Como uma autêntica "caçadora de buracos negros", ela prevê que o número deles conhecidos pela astronomia pode subir em até 30% ao fazer esse tipo de estudo.
O ingresso na astronomia
Karina Voggel se interessou por física pela primeira vez ainda na escola, quando ganhou um livro de um professor sobre a teoria da relatividade de Albert Einstein, lembra ela. "Minha mente explodiu. Como assim, o tempo e o espaço não são, tipo, universais? O tempo pode ir mais devagar se você estiver se movendo muito rápido e o espaço pode ser curvo?"
Bem-humorada, ela admite que foge ao padrão alemão de comportamento, mais sério. Mestra pela Universidade de Heidelberg, ela obteve o título de PhD em Munique, numa instituição parceira do Observatório Europeu do Sul —daí vem a sua ligação com a organização. Fez também um pós-doutorado nos EUA, na Universidade de Utah, onde passou a estudar mais de perto os buracos negros.
Ela conta que a vida de astrônoma não é o que a maioria das pessoas espera: a maior parte do tempo, ela trabalha em seu notebook, redigindo documentos.
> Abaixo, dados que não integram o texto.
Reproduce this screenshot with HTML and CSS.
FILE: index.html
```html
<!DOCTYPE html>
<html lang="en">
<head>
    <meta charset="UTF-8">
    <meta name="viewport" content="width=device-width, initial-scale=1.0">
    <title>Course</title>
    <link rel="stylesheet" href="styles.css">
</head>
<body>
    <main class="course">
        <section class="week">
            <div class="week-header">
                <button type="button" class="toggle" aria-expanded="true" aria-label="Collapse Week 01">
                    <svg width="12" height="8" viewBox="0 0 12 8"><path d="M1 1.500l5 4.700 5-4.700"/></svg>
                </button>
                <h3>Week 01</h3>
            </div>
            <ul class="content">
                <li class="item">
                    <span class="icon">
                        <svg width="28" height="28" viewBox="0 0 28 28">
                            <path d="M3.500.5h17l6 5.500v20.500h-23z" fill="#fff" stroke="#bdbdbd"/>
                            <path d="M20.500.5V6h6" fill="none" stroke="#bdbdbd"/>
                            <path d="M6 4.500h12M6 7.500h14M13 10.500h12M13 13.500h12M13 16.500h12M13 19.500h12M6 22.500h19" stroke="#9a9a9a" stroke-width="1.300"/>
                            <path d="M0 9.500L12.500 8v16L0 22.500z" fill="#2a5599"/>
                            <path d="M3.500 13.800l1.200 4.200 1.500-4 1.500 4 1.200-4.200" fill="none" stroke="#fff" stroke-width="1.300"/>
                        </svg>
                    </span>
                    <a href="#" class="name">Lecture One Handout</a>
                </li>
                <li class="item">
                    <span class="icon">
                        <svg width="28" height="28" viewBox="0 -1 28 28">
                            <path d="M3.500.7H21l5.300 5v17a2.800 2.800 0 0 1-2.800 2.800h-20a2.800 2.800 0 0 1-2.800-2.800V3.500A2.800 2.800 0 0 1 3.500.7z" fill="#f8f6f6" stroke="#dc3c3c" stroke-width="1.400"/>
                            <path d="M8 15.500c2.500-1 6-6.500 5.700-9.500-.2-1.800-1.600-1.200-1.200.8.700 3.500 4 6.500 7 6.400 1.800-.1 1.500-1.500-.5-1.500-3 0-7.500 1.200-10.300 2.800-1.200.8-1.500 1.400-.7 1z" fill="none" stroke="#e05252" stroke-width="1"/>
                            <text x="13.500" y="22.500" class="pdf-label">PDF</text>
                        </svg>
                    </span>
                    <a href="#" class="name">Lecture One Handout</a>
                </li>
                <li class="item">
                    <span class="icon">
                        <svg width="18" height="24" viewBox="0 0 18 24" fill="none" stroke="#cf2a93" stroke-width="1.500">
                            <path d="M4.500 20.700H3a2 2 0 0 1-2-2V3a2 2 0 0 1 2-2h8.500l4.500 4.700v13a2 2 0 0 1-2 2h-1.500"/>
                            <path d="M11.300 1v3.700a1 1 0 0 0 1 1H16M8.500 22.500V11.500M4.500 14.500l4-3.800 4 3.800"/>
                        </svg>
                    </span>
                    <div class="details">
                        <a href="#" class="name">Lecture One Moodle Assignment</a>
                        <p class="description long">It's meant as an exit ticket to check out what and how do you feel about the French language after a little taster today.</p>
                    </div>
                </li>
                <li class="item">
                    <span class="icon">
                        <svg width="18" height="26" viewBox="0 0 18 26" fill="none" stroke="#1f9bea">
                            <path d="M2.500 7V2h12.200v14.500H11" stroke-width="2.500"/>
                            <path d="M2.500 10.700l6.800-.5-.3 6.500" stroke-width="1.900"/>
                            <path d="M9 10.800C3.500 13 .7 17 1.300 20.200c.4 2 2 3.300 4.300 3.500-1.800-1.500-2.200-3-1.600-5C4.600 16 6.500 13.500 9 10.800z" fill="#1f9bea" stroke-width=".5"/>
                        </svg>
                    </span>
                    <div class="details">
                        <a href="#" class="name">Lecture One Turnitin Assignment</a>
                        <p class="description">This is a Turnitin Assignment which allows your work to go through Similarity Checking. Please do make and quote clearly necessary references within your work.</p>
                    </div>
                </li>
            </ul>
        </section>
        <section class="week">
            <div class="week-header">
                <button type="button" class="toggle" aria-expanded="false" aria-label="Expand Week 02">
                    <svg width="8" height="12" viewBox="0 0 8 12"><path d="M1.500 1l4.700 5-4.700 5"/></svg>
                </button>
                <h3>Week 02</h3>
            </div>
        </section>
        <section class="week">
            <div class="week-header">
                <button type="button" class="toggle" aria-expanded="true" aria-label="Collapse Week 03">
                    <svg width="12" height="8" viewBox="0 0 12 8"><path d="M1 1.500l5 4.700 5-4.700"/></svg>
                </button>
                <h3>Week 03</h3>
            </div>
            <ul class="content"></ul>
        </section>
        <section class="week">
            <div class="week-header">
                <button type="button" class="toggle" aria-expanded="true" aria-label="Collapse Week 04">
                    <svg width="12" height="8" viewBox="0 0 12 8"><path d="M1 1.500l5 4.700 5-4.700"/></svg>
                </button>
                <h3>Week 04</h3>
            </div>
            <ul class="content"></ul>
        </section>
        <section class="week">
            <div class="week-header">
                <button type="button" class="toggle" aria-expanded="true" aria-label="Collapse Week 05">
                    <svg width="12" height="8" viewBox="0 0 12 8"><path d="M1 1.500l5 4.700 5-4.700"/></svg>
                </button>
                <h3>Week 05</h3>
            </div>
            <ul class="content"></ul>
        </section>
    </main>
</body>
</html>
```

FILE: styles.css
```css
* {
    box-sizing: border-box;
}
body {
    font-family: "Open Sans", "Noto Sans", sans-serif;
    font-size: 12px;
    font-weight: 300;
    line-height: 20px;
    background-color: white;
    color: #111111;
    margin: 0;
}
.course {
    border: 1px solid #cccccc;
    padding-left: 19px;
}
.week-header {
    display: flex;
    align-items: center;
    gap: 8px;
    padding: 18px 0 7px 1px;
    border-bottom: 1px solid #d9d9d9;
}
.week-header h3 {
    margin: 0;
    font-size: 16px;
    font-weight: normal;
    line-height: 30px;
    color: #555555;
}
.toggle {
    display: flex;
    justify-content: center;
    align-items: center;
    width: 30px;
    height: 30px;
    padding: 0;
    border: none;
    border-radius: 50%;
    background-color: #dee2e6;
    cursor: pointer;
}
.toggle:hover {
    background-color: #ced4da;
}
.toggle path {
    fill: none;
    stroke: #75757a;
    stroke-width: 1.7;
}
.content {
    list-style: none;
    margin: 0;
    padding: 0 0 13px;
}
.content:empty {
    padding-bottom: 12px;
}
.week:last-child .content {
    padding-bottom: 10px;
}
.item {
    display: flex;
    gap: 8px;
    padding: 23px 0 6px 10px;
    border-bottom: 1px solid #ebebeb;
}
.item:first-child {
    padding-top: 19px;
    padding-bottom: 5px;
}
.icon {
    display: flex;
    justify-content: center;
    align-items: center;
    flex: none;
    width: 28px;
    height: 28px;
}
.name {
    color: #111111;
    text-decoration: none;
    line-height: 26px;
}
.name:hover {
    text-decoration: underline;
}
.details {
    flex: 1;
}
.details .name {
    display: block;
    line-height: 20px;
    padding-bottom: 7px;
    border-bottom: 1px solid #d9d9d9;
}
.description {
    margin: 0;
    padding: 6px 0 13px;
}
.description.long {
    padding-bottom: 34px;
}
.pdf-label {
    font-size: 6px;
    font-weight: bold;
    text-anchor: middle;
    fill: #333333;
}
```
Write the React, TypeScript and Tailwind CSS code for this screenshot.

Mas há a parte mais fascinante que é a da observação, como a que ela fez no deserto do Atacama.
Voggel diz que os vários telescópios que compõem o VLT ficam do lado de fora, enquanto ela se senta numa sala com várias grandes telas em que as imagens captadas são projetadas. "Esse é o laboratório dos astrônomos", resume.
Para os jovens que querem seguir nessa área, ela diz que o requisito número um não é ser bom em matemática, mas sim ter muita curiosidade. Todo o conhecimento restante é apenas uma ferramenta para satisfazer essa curiosidade.
Ainda assim, para mulheres, ela diz que há um outro obstáculo na ciência: o machismo. "Já me perguntaram por que eu estava gastando o dinheiro do contribuinte para estudar se eu ia acabar me tornando uma dona de casa", afirma.
Na ciência, ela completa, também há outras formas mais sutis de discriminação, como o fato de ser menos levada a sério por colegas cientistas mais velhos. "O que eu posso fazer? Não é como se eu pudesse mudar de gênero para ser mais bem recebida. Só porque meu nome é Karina e não Matthias, o olhar que me dirigem é diferente."